**Exercise:**
Give back the full listing verbatim, apart from its images.
------
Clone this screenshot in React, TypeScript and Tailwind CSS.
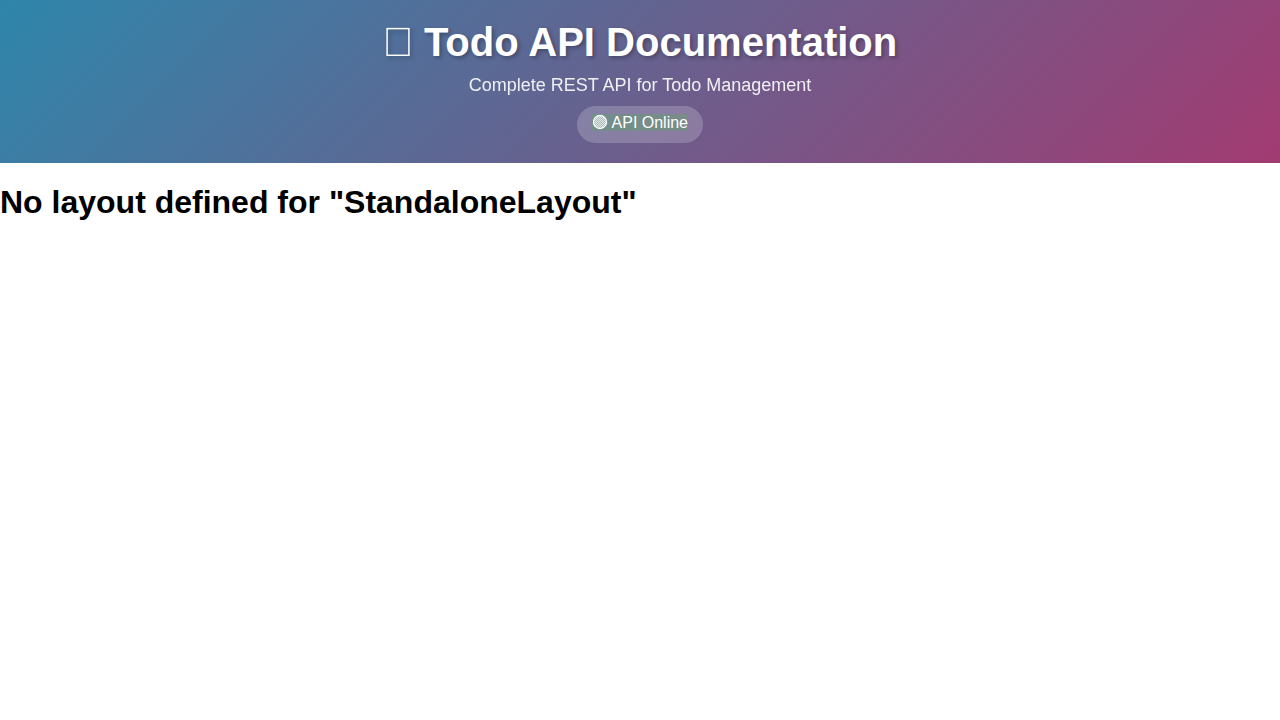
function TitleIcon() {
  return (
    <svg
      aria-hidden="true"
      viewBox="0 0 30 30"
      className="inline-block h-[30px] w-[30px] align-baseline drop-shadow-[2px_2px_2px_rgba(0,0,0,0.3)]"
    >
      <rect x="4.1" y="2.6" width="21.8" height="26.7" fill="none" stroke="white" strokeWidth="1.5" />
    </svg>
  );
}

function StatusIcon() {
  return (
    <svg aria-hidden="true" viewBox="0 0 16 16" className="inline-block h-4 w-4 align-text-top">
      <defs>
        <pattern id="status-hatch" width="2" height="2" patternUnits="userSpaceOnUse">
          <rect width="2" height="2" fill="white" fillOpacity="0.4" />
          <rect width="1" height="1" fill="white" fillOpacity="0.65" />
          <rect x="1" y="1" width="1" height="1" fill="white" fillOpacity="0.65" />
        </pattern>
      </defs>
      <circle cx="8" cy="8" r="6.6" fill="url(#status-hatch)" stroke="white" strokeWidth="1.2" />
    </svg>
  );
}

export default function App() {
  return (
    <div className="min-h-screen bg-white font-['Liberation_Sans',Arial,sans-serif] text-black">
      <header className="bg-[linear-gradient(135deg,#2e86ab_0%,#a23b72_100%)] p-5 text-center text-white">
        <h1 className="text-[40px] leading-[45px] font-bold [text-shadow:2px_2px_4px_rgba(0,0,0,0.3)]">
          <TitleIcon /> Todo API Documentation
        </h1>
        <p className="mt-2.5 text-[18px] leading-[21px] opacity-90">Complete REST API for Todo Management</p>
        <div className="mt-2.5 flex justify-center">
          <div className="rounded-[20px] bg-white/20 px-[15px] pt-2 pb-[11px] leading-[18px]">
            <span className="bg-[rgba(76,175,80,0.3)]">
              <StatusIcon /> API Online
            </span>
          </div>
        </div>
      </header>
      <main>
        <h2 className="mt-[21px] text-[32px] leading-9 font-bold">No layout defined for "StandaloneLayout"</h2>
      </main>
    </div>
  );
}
------
**Written reply:**
Clone this screenshot in React, TypeScript and Tailwind CSS.
function TitleIcon() {
  return (
    <svg
      aria-hidden="true"
      viewBox="0 0 30 30"
      className="inline-block h-[30px] w-[30px] align-baseline drop-shadow-[2px_2px_2px_rgba(0,0,0,0.3)]"
    >
      <rect x="4.1" y="2.6" width="21.8" height="26.7" fill="none" stroke="white" strokeWidth="1.5" />
    </svg>
  );
}

function StatusIcon() {
  return (
    <svg aria-hidden="true" viewBox="0 0 16 16" className="inline-block h-4 w-4 align-text-top">
      <defs>
        <pattern id="status-hatch" width="2" height="2" patternUnits="userSpaceOnUse">
          <rect width="2" height="2" fill="white" fillOpacity="0.4" />
          <rect width="1" height="1" fill="white" fillOpacity="0.65" />
          <rect x="1" y="1" width="1" height="1" fill="white" fillOpacity="0.65" />
        </pattern>
      </defs>
      <circle cx="8" cy="8" r="6.6" fill="url(#status-hatch)" stroke="white" strokeWidth="1.2" />
    </svg>
  );
}

export default function App() {
  return (
    <div className="min-h-screen bg-white font-['Liberation_Sans',Arial,sans-serif] text-black">
      <header className="bg-[linear-gradient(135deg,#2e86ab_0%,#a23b72_100%)] p-5 text-center text-white">
        <h1 className="text-[40px] leading-[45px] font-bold [text-shadow:2px_2px_4px_rgba(0,0,0,0.3)]">
          <TitleIcon /> Todo API Documentation
        </h1>
        <p className="mt-2.5 text-[18px] leading-[21px] opacity-90">Complete REST API for Todo Management</p>
        <div className="mt-2.5 flex justify-center">
          <div className="rounded-[20px] bg-white/20 px-[15px] pt-2 pb-[11px] leading-[18px]">
            <span className="bg-[rgba(76,175,80,0.3)]">
              <StatusIcon /> API Online
            </span>
          </div>
        </div>
      </header>
      <main>
        <h2 className="mt-[21px] text-[32px] leading-9 font-bold">No layout defined for "StandaloneLayout"</h2>
      </main>
    </div>
  );
}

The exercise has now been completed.